* **STATED GOAL**
Gather, from the data below, each line in which the word "screenshot" occurs.

(Stored items)
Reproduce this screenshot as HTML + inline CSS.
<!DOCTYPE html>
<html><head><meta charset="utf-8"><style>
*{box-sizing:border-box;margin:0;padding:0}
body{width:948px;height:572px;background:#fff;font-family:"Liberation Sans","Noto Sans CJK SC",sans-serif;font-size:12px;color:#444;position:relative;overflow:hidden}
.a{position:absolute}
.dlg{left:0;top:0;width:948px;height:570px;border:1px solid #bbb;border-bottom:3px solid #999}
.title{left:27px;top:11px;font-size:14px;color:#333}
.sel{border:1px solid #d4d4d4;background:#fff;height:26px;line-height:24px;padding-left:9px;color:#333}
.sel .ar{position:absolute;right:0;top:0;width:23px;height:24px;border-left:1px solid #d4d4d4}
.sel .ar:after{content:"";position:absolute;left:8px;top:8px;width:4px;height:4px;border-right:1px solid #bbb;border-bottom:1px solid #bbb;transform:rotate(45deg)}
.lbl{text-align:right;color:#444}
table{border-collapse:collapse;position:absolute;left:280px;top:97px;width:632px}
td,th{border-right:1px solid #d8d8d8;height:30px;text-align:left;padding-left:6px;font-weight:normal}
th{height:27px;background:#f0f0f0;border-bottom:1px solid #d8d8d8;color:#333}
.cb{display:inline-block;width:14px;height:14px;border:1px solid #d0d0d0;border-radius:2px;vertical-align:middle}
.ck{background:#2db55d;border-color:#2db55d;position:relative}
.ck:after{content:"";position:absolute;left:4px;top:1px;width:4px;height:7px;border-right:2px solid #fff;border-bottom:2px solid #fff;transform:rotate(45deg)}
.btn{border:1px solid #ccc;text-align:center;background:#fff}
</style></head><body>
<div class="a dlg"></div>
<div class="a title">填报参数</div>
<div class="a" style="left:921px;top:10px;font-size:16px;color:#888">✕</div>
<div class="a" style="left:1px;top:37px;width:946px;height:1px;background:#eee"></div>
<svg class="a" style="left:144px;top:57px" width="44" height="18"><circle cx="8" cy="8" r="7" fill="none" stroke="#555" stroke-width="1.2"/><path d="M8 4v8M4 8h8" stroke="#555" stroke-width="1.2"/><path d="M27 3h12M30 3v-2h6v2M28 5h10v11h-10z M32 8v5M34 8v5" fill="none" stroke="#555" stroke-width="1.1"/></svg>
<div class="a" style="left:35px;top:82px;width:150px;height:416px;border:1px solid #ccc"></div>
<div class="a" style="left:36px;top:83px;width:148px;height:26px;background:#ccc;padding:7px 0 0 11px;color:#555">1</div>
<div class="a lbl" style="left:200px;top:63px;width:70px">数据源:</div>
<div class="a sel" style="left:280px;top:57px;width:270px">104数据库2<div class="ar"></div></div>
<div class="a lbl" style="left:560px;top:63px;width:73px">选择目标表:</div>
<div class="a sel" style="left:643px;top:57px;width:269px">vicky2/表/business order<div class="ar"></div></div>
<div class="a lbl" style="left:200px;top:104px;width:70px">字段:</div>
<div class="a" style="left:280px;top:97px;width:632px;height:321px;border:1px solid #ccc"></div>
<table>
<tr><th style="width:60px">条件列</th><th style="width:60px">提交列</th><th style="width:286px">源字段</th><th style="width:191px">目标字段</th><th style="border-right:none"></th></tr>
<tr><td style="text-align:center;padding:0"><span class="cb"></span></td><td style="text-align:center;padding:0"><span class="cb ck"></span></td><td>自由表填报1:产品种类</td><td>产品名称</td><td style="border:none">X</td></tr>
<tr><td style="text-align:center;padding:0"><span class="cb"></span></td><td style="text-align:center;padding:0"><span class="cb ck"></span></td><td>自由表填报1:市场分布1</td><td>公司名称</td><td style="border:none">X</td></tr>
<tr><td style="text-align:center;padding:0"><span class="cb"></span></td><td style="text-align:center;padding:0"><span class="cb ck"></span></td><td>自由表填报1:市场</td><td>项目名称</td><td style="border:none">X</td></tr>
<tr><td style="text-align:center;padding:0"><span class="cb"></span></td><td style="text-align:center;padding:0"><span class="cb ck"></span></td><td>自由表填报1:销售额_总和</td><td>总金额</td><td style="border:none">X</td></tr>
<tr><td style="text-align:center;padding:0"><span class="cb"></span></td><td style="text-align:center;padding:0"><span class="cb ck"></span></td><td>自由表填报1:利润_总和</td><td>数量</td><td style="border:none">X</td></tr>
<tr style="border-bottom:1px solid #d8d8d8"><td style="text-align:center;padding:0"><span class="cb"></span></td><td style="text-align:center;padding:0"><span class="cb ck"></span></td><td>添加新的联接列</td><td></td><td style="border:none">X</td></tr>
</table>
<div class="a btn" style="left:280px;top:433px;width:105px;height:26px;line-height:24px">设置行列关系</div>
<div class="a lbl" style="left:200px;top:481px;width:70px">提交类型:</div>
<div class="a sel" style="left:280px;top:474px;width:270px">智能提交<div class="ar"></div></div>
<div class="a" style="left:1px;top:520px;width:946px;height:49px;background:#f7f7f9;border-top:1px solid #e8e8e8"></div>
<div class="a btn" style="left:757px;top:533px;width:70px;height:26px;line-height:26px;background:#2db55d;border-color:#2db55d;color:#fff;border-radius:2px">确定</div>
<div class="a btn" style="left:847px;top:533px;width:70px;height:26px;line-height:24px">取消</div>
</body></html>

==

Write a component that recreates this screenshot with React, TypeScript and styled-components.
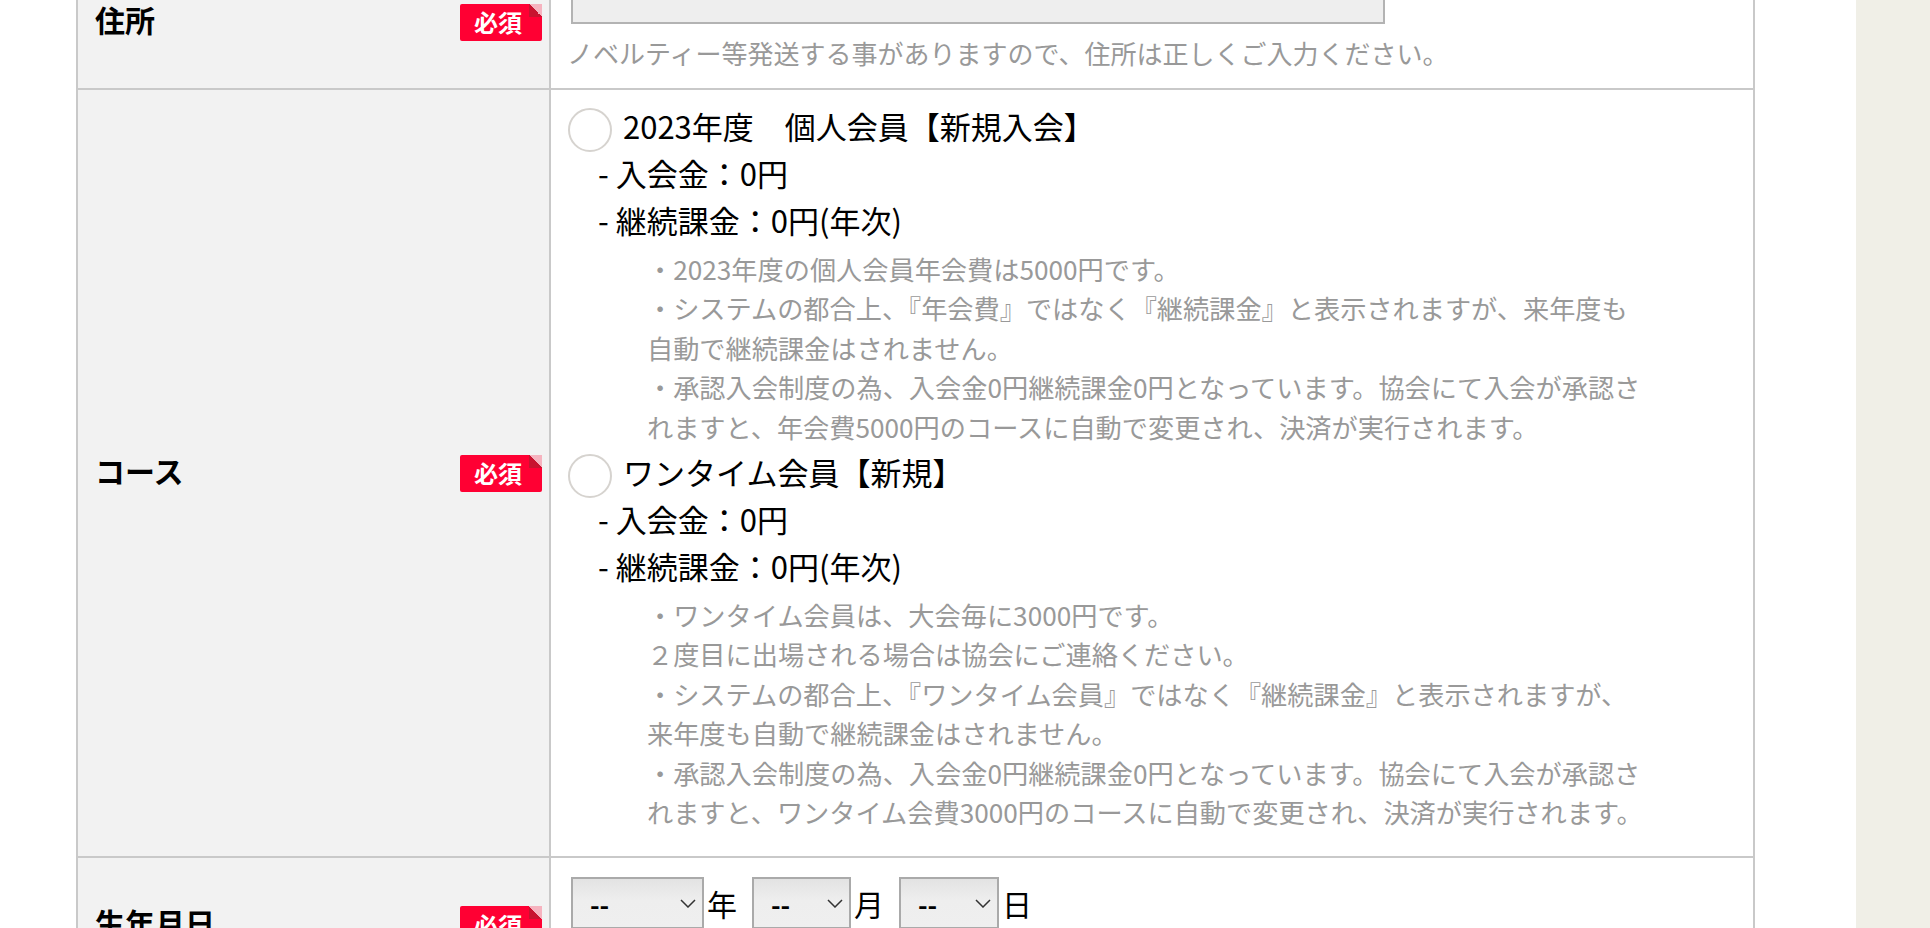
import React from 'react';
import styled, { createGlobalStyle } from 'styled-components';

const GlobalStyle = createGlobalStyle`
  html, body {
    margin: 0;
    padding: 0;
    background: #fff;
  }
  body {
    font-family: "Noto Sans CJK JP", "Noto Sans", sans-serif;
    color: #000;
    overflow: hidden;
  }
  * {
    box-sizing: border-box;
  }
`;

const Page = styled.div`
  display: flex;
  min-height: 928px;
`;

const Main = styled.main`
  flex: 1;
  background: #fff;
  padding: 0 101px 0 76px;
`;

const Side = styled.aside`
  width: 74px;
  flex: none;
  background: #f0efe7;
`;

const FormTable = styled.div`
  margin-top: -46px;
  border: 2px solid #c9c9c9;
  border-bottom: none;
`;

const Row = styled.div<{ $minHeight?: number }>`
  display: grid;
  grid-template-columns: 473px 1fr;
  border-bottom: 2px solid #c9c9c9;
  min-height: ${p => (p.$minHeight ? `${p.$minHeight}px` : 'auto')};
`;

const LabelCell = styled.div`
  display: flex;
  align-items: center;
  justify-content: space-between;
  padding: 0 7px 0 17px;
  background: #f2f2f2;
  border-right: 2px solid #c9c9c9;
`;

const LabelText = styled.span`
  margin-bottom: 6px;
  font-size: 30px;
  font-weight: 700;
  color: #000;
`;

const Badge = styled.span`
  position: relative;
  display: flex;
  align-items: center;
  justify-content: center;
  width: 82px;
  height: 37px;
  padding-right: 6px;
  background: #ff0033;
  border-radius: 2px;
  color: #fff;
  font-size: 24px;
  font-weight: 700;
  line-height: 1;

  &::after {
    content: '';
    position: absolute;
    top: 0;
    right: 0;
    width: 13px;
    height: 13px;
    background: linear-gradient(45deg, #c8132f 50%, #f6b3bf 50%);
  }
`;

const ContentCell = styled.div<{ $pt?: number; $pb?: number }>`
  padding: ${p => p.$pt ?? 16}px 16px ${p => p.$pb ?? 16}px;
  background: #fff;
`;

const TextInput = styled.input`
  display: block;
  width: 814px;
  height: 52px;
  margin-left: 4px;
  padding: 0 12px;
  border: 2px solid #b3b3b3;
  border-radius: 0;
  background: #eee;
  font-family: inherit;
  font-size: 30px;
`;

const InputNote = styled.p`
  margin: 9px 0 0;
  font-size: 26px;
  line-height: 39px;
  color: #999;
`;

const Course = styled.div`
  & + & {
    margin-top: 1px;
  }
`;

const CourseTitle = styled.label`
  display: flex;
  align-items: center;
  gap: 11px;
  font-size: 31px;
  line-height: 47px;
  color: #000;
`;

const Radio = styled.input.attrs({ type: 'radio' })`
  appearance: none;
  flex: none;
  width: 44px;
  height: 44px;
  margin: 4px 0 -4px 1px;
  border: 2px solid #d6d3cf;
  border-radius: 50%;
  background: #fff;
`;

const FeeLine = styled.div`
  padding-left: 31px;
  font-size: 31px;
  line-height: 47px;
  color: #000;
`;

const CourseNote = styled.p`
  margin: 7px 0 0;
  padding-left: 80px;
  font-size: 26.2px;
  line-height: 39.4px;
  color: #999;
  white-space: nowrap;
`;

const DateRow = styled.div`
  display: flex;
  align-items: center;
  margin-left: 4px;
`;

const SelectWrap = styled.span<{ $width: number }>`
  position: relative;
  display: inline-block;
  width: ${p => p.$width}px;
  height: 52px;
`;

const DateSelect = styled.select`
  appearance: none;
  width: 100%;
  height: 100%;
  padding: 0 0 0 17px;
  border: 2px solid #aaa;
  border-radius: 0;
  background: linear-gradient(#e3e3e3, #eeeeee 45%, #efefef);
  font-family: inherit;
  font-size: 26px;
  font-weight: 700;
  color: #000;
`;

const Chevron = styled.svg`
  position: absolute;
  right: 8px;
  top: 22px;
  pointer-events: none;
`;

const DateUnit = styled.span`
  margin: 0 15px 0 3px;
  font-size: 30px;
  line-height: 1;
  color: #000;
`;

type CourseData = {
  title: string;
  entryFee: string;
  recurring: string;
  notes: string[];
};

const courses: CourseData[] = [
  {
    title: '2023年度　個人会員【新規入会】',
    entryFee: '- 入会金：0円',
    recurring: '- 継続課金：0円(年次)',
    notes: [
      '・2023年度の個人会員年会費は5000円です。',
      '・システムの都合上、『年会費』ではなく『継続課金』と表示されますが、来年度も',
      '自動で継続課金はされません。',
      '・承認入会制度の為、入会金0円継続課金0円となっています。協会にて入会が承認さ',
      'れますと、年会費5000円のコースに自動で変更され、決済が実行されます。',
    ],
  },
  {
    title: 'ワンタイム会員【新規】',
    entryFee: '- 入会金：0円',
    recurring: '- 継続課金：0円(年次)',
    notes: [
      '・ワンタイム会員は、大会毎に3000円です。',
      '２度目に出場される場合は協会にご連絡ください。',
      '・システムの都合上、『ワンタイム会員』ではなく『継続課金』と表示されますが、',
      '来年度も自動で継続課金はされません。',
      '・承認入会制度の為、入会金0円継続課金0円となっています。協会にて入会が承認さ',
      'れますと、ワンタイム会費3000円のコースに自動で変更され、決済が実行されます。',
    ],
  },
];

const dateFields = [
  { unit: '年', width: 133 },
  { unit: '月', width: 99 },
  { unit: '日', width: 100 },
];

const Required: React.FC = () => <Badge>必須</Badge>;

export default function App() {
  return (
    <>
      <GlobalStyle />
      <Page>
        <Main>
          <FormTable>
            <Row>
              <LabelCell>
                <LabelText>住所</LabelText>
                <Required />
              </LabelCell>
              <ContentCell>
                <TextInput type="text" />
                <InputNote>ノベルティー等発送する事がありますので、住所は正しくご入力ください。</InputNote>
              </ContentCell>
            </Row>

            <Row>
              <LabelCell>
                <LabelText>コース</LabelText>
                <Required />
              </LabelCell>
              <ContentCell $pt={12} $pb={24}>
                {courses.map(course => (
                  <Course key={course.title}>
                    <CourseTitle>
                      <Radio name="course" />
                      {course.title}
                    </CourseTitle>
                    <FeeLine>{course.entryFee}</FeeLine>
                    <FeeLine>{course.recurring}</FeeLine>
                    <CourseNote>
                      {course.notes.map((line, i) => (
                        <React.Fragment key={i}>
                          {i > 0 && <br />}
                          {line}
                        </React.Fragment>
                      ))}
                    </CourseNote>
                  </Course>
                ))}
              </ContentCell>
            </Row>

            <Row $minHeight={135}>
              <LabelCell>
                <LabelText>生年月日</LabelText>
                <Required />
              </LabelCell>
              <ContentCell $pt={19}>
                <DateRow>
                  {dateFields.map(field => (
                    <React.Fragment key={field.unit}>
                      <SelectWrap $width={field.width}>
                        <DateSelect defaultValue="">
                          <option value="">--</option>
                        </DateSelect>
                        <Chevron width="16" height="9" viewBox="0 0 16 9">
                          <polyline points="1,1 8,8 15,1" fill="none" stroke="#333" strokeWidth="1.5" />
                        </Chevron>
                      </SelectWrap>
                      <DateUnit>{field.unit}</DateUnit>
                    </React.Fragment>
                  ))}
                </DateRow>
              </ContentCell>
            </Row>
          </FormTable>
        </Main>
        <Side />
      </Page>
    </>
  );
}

* * *

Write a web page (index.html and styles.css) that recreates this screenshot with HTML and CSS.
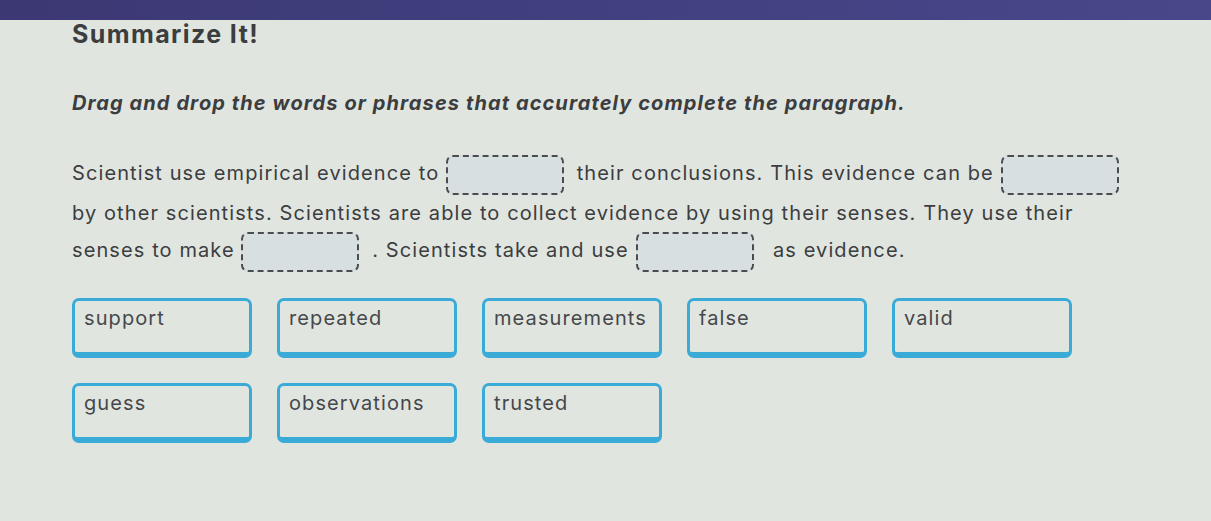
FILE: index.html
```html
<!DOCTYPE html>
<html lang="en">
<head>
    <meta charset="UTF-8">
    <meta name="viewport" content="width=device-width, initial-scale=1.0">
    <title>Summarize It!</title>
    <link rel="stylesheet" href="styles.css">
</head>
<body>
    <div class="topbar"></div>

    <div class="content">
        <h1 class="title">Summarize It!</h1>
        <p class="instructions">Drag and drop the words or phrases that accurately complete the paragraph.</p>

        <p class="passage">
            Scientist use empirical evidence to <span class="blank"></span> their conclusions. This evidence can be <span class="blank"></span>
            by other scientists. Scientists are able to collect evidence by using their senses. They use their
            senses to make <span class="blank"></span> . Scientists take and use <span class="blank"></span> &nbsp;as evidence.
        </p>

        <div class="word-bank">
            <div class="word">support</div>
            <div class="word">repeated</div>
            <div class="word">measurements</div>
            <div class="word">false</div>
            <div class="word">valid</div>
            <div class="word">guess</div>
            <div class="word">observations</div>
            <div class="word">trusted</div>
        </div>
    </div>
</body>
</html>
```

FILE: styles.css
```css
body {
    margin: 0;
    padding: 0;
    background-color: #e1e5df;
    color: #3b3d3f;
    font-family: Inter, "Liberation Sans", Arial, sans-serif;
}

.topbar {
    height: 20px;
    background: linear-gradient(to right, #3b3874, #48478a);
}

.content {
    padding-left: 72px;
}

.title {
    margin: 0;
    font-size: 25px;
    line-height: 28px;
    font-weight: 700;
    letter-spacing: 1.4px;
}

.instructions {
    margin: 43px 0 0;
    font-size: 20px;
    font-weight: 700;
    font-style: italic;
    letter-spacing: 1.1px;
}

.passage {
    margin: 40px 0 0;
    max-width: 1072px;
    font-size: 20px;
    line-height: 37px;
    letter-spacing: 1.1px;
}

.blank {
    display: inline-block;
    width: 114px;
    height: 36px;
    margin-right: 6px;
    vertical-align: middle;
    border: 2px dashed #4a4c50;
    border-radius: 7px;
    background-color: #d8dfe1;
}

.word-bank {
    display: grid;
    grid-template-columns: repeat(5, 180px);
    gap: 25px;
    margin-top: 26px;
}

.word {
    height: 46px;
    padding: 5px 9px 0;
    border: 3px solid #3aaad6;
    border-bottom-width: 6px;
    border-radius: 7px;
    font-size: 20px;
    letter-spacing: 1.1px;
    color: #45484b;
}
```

* **THE COMPLETED TASK**
Reproduce this screenshot as HTML + inline CSS.
Write a component that recreates this screenshot with React, TypeScript and styled-components.
Write a web page (index.html and styles.css) that recreates this screenshot with HTML and CSS.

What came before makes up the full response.